A service mesh with two clusters with the same namespace
A service mesh with clusters with the same namespace

Cluster tenancy

Istio supports using clusters as a unit of tenancy. In this case, you can give each team a dedicated cluster or set of clusters to deploy their workloads. Permissions for a cluster are usually limited to the members of the team that owns it. You can set various roles for finer grained control, for example:

  • Cluster administrator
  • Developer

To use cluster tenancy with Istio, you configure each team’s cluster with its own control plane, allowing each team to manage its own configuration. Alternatively, you can use Istio to implement a group of clusters as a single tenant using remote clusters or multiple synchronized primary clusters.

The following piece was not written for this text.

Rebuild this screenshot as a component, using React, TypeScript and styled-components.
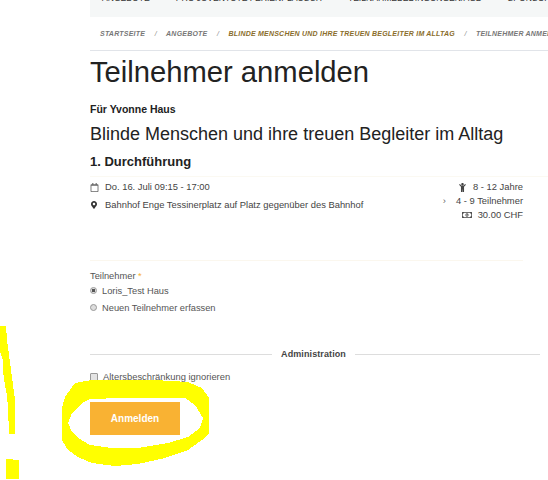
import { createGlobalStyle } from 'styled-components';
import styled from 'styled-components';
import { FaChild, FaMapMarkerAlt, FaRegCalendar, FaRegMoneyBillAlt } from 'react-icons/fa';

const GlobalStyle = createGlobalStyle`
  html, body {
    margin: 0;
    padding: 0;
    background: #fff;
  }
  body {
    font-family: "Liberation Sans", Arial, sans-serif;
    color: #444;
  }
`;

const App = () => {
  return (
    <>
      <GlobalStyle />
      <Page>
        <Nav>
          <NavItem>ANGEBOTE</NavItem>
          <NavItem>PRO JUVENTUTE FERIENPLAUSCH</NavItem>
          <NavItem>TEILNAHMEBEDINGUNGEN/AGB</NavItem>
          <NavItem>SPONSOREN</NavItem>
        </Nav>
        <Breadcrumb>
          <Crumb>STARTSEITE</Crumb>
          <Sep>/</Sep>
          <Crumb>ANGEBOTE</Crumb>
          <Sep>/</Sep>
          <Crumb $active>BLINDE MENSCHEN UND IHRE TREUEN BEGLEITER IM ALLTAG</Crumb>
          <Sep>/</Sep>
          <Crumb>TEILNEHMER ANMELDEN</Crumb>
        </Breadcrumb>
        <Title>Teilnehmer anmelden</Title>
        <Owner>Für Yvonne Haus</Owner>
        <Subtitle>Blinde Menschen und ihre treuen Begleiter im Alltag</Subtitle>
        <SectionTitle>1. Durchführung</SectionTitle>
        <Details>
          <Column>
            <InfoRow>
              <IconSlot><FaRegCalendar size={9} /></IconSlot>
              Do. 16. Juli 09:15 - 17:00
            </InfoRow>
            <InfoRow>
              <IconSlot><FaMapMarkerAlt size={8} color="#333" /></IconSlot>
              Bahnhof Enge Tessinerplatz auf Platz gegenüber des Bahnhof
            </InfoRow>
          </Column>
          <RightColumn>
            <RightRow><FaChild size={9} /> 8 - 12 Jahre</RightRow>
            <RightRow><Chevron>›</Chevron> 4 - 9 Teilnehmer</RightRow>
            <RightRow><FaRegMoneyBillAlt size={10} /> 30.00 CHF</RightRow>
          </RightColumn>
        </Details>
        <Form>
          <FieldLabel>Teilnehmer <Required>*</Required></FieldLabel>
          <RadioRow>
            <RadioDot $checked />
            Loris_Test Haus
          </RadioRow>
          <RadioRow>
            <RadioDot />
            Neuen Teilnehmer erfassen
          </RadioRow>
        </Form>
        <Divider>
          <DividerText>Administration</DividerText>
        </Divider>
        <CheckRow>
          <CheckBox />
          Altersbeschränkung ignorieren
        </CheckRow>
        <SubmitButton>Anmelden</SubmitButton>
        <Scribble viewBox="0 0 548 480" aria-hidden="true">
          <path
            fillRule="evenodd"
            d="M75 383 L92 380 L122 380 L155 380 L188 382 L202 388 L209 398 L209 433 L202 440 L188 450 L165 458 L138 464 L115 466 L92 463 L78 457 L68 450 L62 440 L62 408 L65 397 Z M68 423 L72 413 L82 403 L90 399 L122 398 L155 398 L185 398 L195 405 L203 418 L200 428 L188 437 L168 443 L138 448 L112 448 L90 445 L78 438 L72 432 Z"
          />
          <path d="M0 326 L6 326 L7 340 L9 355 L11 370 L13 385 L15 400 L15 434 L9 434 L8 408 L7 395 L5 385 L3 372 L3 360 L0 352 Z" />
          <path d="M6 459 L19 460 L19 479 L6 479 Z" />
        </Scribble>
      </Page>
    </>
  );
};

export default App;

const Page = styled.div`
  position: relative;
  width: 548px;
  height: 480px;
  box-sizing: border-box;
  padding-left: 90px;
  overflow: hidden;
`;

const Nav = styled.div`
  height: 17px;
  background: #f5f7f7;
  display: flex;
  align-items: flex-end;
  gap: 26px;
  padding: 0 0 14px 12px;
  box-sizing: border-box;
  white-space: nowrap;
  overflow: hidden;
`;

const NavItem = styled.span`
  font-size: 8.6px;
  line-height: 10px;
  color: #333;
`;

const Breadcrumb = styled.div`
  height: 34px;
  box-sizing: border-box;
  border-bottom: 1px solid #e1e4e9;
  display: flex;
  align-items: center;
  gap: 9.5px;
  padding-left: 10px;
  white-space: nowrap;
  overflow: hidden;
`;

const Crumb = styled.span<{ $active?: boolean }>`
  font-size: 7px;
  font-weight: bold;
  font-style: italic;
  letter-spacing: 0.22px;
  color: ${(props) => (props.$active ? '#8a6d2b' : '#777')};
`;

const Sep = styled.span`
  font-size: 7px;
  font-style: italic;
  color: #888;
`;

const Title = styled.h1`
  margin: 3px 0 0;
  font-size: 29.2px;
  line-height: 36px;
  font-weight: normal;
  color: #222;
`;

const Owner = styled.div`
  margin-top: 13px;
  font-size: 10.5px;
  line-height: 12px;
  font-weight: bold;
  color: #222;
`;

const Subtitle = styled.h2`
  margin: 8px 0 0;
  font-size: 18px;
  line-height: 22px;
  font-weight: normal;
  color: #222;
`;

const SectionTitle = styled.h3`
  margin: 9px 0 0;
  padding-bottom: 6px;
  font-size: 13px;
  line-height: 16px;
  font-weight: bold;
  color: #222;
  border-bottom: 1px solid #fbf9f2;
`;

const Details = styled.div`
  display: flex;
  justify-content: space-between;
  width: 433px;
  padding: 4px 0 0;
  height: 84px;
  box-sizing: border-box;
  border-bottom: 1px solid #fbf7ee;
  font-size: 9.4px;
  color: #444;
`;

const Column = styled.div`
  display: flex;
  flex-direction: column;
  gap: 6px;
`;

const InfoRow = styled.div`
  display: flex;
  align-items: center;
  line-height: 12px;
`;

const IconSlot = styled.span`
  display: flex;
  width: 15px;
  color: #666;
`;

const RightColumn = styled.div`
  display: flex;
  flex-direction: column;
  align-items: flex-end;
  gap: 2px;
`;

const RightRow = styled.div`
  display: flex;
  align-items: center;
  gap: 6px;
  line-height: 12px;
`;

const Chevron = styled.span`
  margin-right: 4px;
  color: #666;
`;

const Form = styled.div`
  margin-top: 9px;
  font-size: 9.3px;
  color: #555;
`;

const FieldLabel = styled.div`
  line-height: 12px;
`;

const Required = styled.span`
  color: #f9b233;
`;

const RadioRow = styled.div`
  display: flex;
  align-items: center;
  gap: 5px;
  height: 17px;
`;

const RadioDot = styled.span<{ $checked?: boolean }>`
  width: 7px;
  height: 7px;
  border-radius: 50%;
  box-sizing: border-box;
  border: 1px solid #999;
  background: ${(props) => (props.$checked ? 'radial-gradient(circle, #555 45%, #ddd 50%)' : '#ddd')};
`;

const Divider = styled.div`
  margin-top: 33px;
  width: 450px;
  display: flex;
  align-items: center;
  gap: 9px;
  &::before,
  &::after {
    content: '';
    height: 1px;
    background: #ddd;
  }
  &::before {
    flex: 182;
  }
  &::after {
    flex: 185;
  }
`;

const DividerText = styled.span`
  font-size: 9px;
  font-weight: bold;
  letter-spacing: 0.1px;
  color: #444;
`;

const CheckRow = styled.div`
  margin-top: 12px;
  display: flex;
  align-items: center;
  gap: 5px;
  font-size: 9.4px;
  color: #555;
`;

const CheckBox = styled.span`
  width: 8px;
  height: 8px;
  box-sizing: border-box;
  border: 1px solid #999;
  border-radius: 1px;
  background: #e4e4e4;
`;

const SubmitButton = styled.button`
  display: block;
  margin-top: 20px;
  width: 90px;
  height: 33px;
  border: none;
  padding: 0;
  background: #f9b233;
  color: #fff;
  font-family: inherit;
  font-size: 10px;
  font-weight: bold;
`;

const Scribble = styled.svg`
  position: absolute;
  left: 0;
  top: 0;
  width: 548px;
  height: 480px;
  pointer-events: none;
  fill: #ffff00;
  shape-rendering: crispEdges;
`;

Refer to control plane models for details.

Mesh Tenancy

In a multi-mesh deployment with mesh federation, each mesh can be used as the unit of isolation.

Two isolated service meshes with two clusters and two namespaces
Two isolated service meshes with two clusters and two namespaces

Since a different team or organization operates each mesh, service naming is rarely distinct. For example, a Service C in the foo namespace of cluster Team-1 and the Service C service in the foo namespace of cluster Team-2 will not refer to the same service. The most common example is the scenario in Kubernetes where many teams deploy their workloads to the default namespace.

When each team has its own mesh, cross-mesh communication follows the concepts described in the multiple meshes model.